The cooling rate under impingement of air jet finds massive application in electronic packaging, material processing industries and cooling of gas turbine. The conventional cooling of heat sinks was till date carried out using a fan and pump. Recently, the momentous impingement of air has been found to produced 1.5 times the cooling rate, as compared with conventional method, under same pumping power. Previously, attractive amount of Research is carried out in observing the cooling rate for constant heat flux boundary condition, and less are available for constant wall temperature. The present research provides an in-depth numerical investigation for such jet impinged heat sinks, with a heat flux boundary condition. The exponential variation of heat flux magnitude with radial distance (Away from impingement point), is observed to be a generic alternate of constant wall temperature boundary condition.
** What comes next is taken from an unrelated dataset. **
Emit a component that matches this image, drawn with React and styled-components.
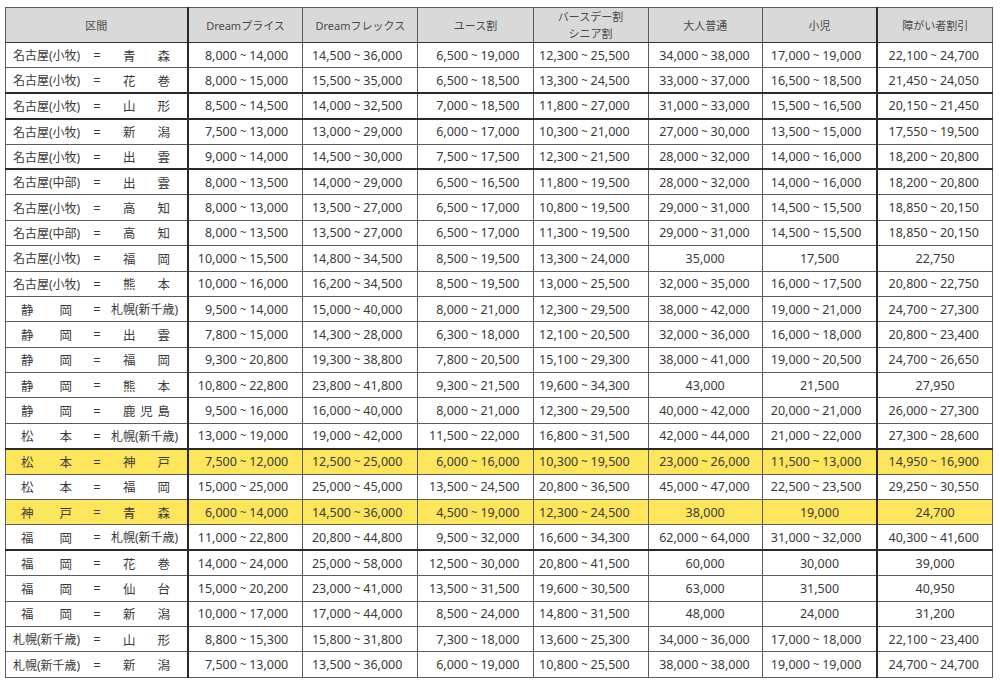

The numerical computation for heat transfer of such exponentially powered heat flux sink is carried out using FLUENT (ANSYS 2023R1). An orthogonal 2-D mesh computational domain with a compactible SST and K-Omega turbulence model is simulated for various inlet velocity and nozzle-target spacing. The impingement of jet and local cooling of target surface is defined using a well know non-dimensional Reynolds and Nusselt number, respectively. The exponential power for non-uniformly heated sinks can be readily selected (0.1-1) to replicate the present non-uniform heating or constant wall temperature boundary condition. Non-uniform heating has gained lots of attention of heat transfer researcher across the globe. The computation results extracted for various impinging Reynolds number and nozzle-target spacing, were closely best fitted using regression and validated with referred previous literature results. Tight dependency of slope parameter, over Reynolds number and z/d is observed in local cooling rate. These dependencies are judged based on the power of exponents. The semi – empirical correlations are defined separately for and stagnation, transition, and wall jet regions, separately. Such correlation can plan the design of cooling system, under non-uniform heating conditions.